Step 2: Create a balanced budget
Consider the following questions:
- Do the figures reflect your expenses in any given month
- Could there be a more realistic figure to reflect your expenses
- Are there any small recurring expenses that you can cut
- Are there expenses in the “wants” categories that you can cut
- Do you want to add money to new savings categories that reflect your financial goals. For example, saving for a trip or creating an emergency fund
If you don't have enough money to cover your expenses, you may want to review your budget and adjust your expenses where you can. You may also consider ways to increase your income.
If you have money left over, consider using it towards your financial goals.
Tips to help you stick to your budget
To stick to your budget:
- limit your spending as much as possible to what is in your budget
- keep receipts and bills
- list your income and expenses
- compare your budget to what you actually spend at the end of each month
Evaluate your budget from time to time.
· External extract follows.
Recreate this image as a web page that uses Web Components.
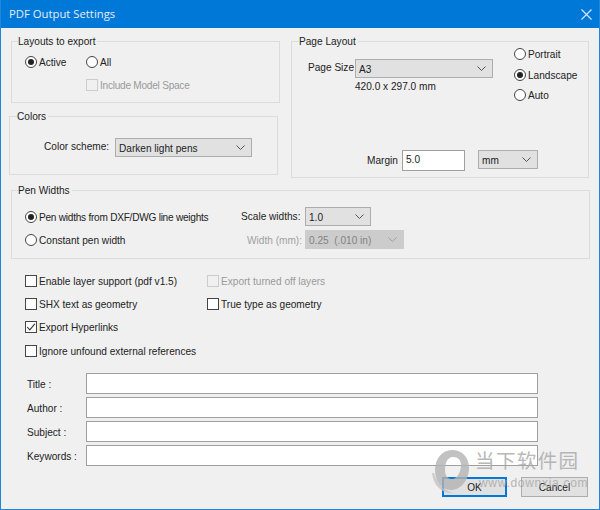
<!DOCTYPE html>
<html><head><meta charset="utf-8">
<style>
html,body{margin:0;padding:0;background:#f0f0f0}
body{font:10.1px "Liberation Sans",sans-serif;color:#222}
</style></head><body>
<pdf-dialog>
  <dialog-title slot="title">PDF Output Settings</dialog-title>

  <div style="display:flex;align-items:flex-start">
    <div style="width:271px;display:flex;flex-direction:column">
      <form-group label="Layouts to export" style="height:69px;margin:0 0 0 2px;--lx:6px">
        <div style="display:grid;grid-template-columns:61px auto;row-gap:9px;padding:7px 0 0 13px">
          <form-radio checked>Active</form-radio>
          <form-radio>All</form-radio>
          <span></span>
          <form-check disabled style="letter-spacing:-.25px">Include Model Space</form-check>
        </div>
      </form-group>
      <form-group label="Colors" style="height:66px;margin:6px 2px 0 0;--lx:7px">
        <div style="display:flex;align-items:center;padding:15px 0 0 34px">
          <span style="width:71px;flex:none;margin-top:-3px">Color scheme:</span>
          <form-select w="137">Darken light pens</form-select>
        </div>
      </form-group>
    </div>
    <form-group label="Page Layout" style="width:298px;height:144px;margin-left:11px;--lx:7px">
      <page-layout-body></page-layout-body>
    </form-group>
  </div>

  <form-group label="Pen Widths" style="height:76px;margin:5px 9px 0 2px;--lx:6px">
    <div style="display:grid;grid-template-columns:216px 64px auto;align-items:center;row-gap:4px;padding:10px 0 0 13px">
      <form-radio checked style="letter-spacing:-.25px">Pen widths from DXF/DWG line weights</form-radio>
      <span style="white-space:nowrap">Scale widths:</span>
      <form-select w="66">1.0</form-select>
      <form-radio>Constant pen width</form-radio>
      <span style="color:#a0a0a0;justify-self:end;margin:2px 3px 0 0;white-space:nowrap">Width (mm):</span>
      <form-select w="99" disabled>0.25&nbsp; (.010 in)</form-select>
    </div>
  </form-group>

  <div style="display:grid;grid-template-columns:182px auto;grid-auto-rows:23.4px;align-items:center;margin:10px 0 0 16px">
    <form-check>Enable layer support (pdf v1.5)</form-check>
    <form-check disabled>Export turned off layers</form-check>
    <form-check>SHX text as geometry</form-check>
    <form-check>True type as geometry</form-check>
    <form-check checked>Export Hyperlinks</form-check>
    <span></span>
    <form-check>Ignore unfound external references</form-check>
  </div>

  <div style="display:flex;flex-direction:column;gap:3px;margin:10px 0 0 18px">
    <form-field>Title :</form-field>
    <form-field>Author :</form-field>
    <form-field>Subject :</form-field>
    <form-field>Keywords :</form-field>
  </div>

  <div style="display:flex;justify-content:flex-end;gap:14px;margin:11px 11px 0 0">
    <form-button default style="--w:65px">OK</form-button>
    <form-button style="--w:67px">Cancel</form-button>
  </div>

  <site-watermark slot="overlay"></site-watermark>
</pdf-dialog>

<script>
function def(name, css, html){
  customElements.define(name, class extends HTMLElement{
    connectedCallback(){
      if(this.shadowRoot) return;
      const r=this.attachShadow({mode:'open'});
      r.innerHTML='<style>'+css+'</style>'+(typeof html==='function'?html(this):html);
    }
  });
}
def('pdf-dialog',`
  :host{display:block;position:relative;width:600px;height:510px;box-sizing:border-box;background:#f0f0f0;
    border:1px solid #1e86dc;border-top:0;overflow:hidden}
  main{padding:6px 0 0 8px}
`,`<slot name="title"></slot><main><slot></slot></main><slot name="overlay"></slot>`);
def('dialog-title',`
  :host{display:flex;align-items:center;justify-content:space-between;height:28px;margin:0 -1px;
    background:#0078d7;color:#e4eefa;font:11.3px "Open Sans","Noto Sans",sans-serif;padding:0 8px 0 9px}
  slot{display:block;margin-bottom:2px}
  svg{display:block}
`,`<slot></slot><svg width="11" height="11" viewBox="0 0 11 11" fill="none" stroke="#dcebfa" stroke-width="1.1"><path d="M.5.5l10 10M10.5.5l-10 10"/></svg>`);
def('form-group',`
  :host{display:block;box-sizing:border-box}
  fieldset{margin:0;height:100%;box-sizing:border-box;border:1px solid #dcdcdc;padding:0;min-width:0}
  legend{padding:0 2px 0 0;margin-left:var(--lx,6px);line-height:14px}
  legend span{display:block;transform:translateY(1px)}
`,el=>`<fieldset><legend><span>${el.getAttribute('label')}</span></legend><slot></slot></fieldset>`);
def('form-radio',`
  :host{display:inline-flex;align-items:center;gap:2px;white-space:nowrap;line-height:14px}
  slot{display:block;margin:1px 0 -1px}
  svg{display:block;flex:none}
`,el=>`<svg width="12" height="12" viewBox="0 0 12 12"><circle cx="6" cy="6" r="5.5" fill="#fff" stroke="#444"/>${el.hasAttribute('checked')?'<circle cx="6" cy="6" r="3" fill="#222"/>':''}</svg><slot></slot>`);
def('form-check',`
  :host{display:inline-flex;align-items:center;gap:2px;white-space:nowrap;line-height:14px}
  :host([disabled]){color:#9a9a9a}
  slot{display:block;margin:1px 0 -1px}
  svg{display:block;flex:none}
`,el=>{const d=el.hasAttribute('disabled');return `<svg width="12" height="12" viewBox="0 0 12 12"><rect x=".5" y=".5" width="11" height="11" fill="${d?'#f0f0f0':'#fff'}" stroke="${d?'#ccc':'#444'}"/>${el.hasAttribute('checked')?'<path d="M2.2 6l2.6 2.8L9.8 2.8" fill="none" stroke="#333" stroke-width="1.1"/>':''}</svg><slot></slot>`});
def('form-select',`
  :host{display:inline-flex;flex:none;align-items:center;justify-content:space-between;box-sizing:border-box;height:19px;
    background:#e1e1e1;border:1px solid #adadad;padding:0 6px 0 3px;white-space:nowrap;line-height:14px}
  :host([disabled]){background:#ccc;border-color:#ccc;color:#838383}
  slot{display:block;margin:1px 0 -1px}
  svg{display:block;flex:none}
`,el=>{el.style.width=el.getAttribute('w')+'px';const d=el.hasAttribute('disabled');return `<slot></slot><svg width="9" height="5" viewBox="0 0 9 5" fill="none" stroke="${d?'#a0a0a0':'#555'}"><path d="M.5.5l4 4 4-4"/></svg>`});
def('form-input',`
  :host{display:block;flex:none;box-sizing:border-box;background:#fff;border:1px solid #a0a0a0;height:21px;padding:0 3px;line-height:17px}
`,`<slot></slot>`);
def('form-field',`
  :host{display:flex;align-items:center}
  span{width:59px;flex:none;white-space:nowrap;margin-top:2px}
  form-input{width:452px}
`,`<span><slot></slot></span><form-input></form-input>`);
def('form-button',`
  :host{display:flex;align-items:center;justify-content:center;box-sizing:border-box;width:var(--w);height:20px;
    background:#e1e1e1;border:1px solid #adadad;padding-top:2px}
  :host([default]){border:2px solid #0078d7}
`,`<slot></slot>`);
def('page-layout-body',`
  :host{display:grid;grid-template-columns:222px auto;height:122px}
  .l{padding:11px 0 0 16px;min-width:0}
  .size{display:grid;grid-template-columns:47px auto;align-items:center;row-gap:2px;white-space:nowrap;line-height:14px}
  .size>span:first-child{margin-top:-1px}
  .m{display:flex;align-items:flex-start;margin-top:56px;margin-left:59px;white-space:nowrap}
  .m span{width:35px;flex:none;line-height:22px}
  .r{display:flex;flex-direction:column;gap:6.5px;margin-top:-1px;align-items:flex-start}
  form-input{width:63px;margin-right:13px}
`,`<div class="l"><div class="size"><span>Page Size</span><form-select w="138">A3</form-select><span></span><span>420.0 x 297.0 mm</span></div>
  <div class="m"><span>Margin</span><form-input>5.0</form-input><form-select w="60">mm</form-select></div></div>
  <div class="r"><form-radio>Portrait</form-radio><form-radio checked>Landscape</form-radio><form-radio>Auto</form-radio></div>`);
def('site-watermark',`
  :host{position:absolute;left:427px;top:448px;width:172px;height:62px;pointer-events:none;display:block;opacity:.8}
  .logo{position:absolute;left:3px;top:0}
  .cn{position:absolute;left:47px;top:0;font:19.5px/24px "Noto Sans CJK SC",sans-serif;letter-spacing:1.4px;white-space:nowrap;color:#a8a8a8}
  .url{position:absolute;left:51px;top:28px;font:12px/14px "Liberation Sans",sans-serif;letter-spacing:.7px;white-space:nowrap;color:#a8a8a8}
`,`<svg class="logo" width="44" height="50" viewBox="0 0 44 50"><path fill="#b4b4b4" fill-rule="evenodd" d="M21 2C31 2 38 9 38 20C38 32 30 42 20 42C10 42 4 33 4 22C4 11 11 2 21 2ZM22 9C16 9 14 16 14 22C14 28 17 31 21 31C26 31 30 24 30 17C30 12 27 9 22 9Z"/><path fill="#c4c4c4" d="M1 25C2 36 10 46 22 45C14 43 6 36 3 25Z"/></svg>
<div class="cn">当下软件园</div><div class="url">www.downxia.com</div>`);
</script>
</body></html>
If your actual spending regularly varies from your budget, you may need to readjust the figures to make it more realistic.
When comparing your budget to your actual spending, ask yourself the following questions:
- Are there big or small differences between your actual spending and budget
- Which categories have the largest differences
- Are differences because of an unusual situation or is this likely to happen each month
- Are you able to save enough money to reach your financial goals or pay off your debts
Continue with this exercise each month. Many people make this a regular habit at the end of each month.
If your actual spending varies only a little from your budget, you're on the right track.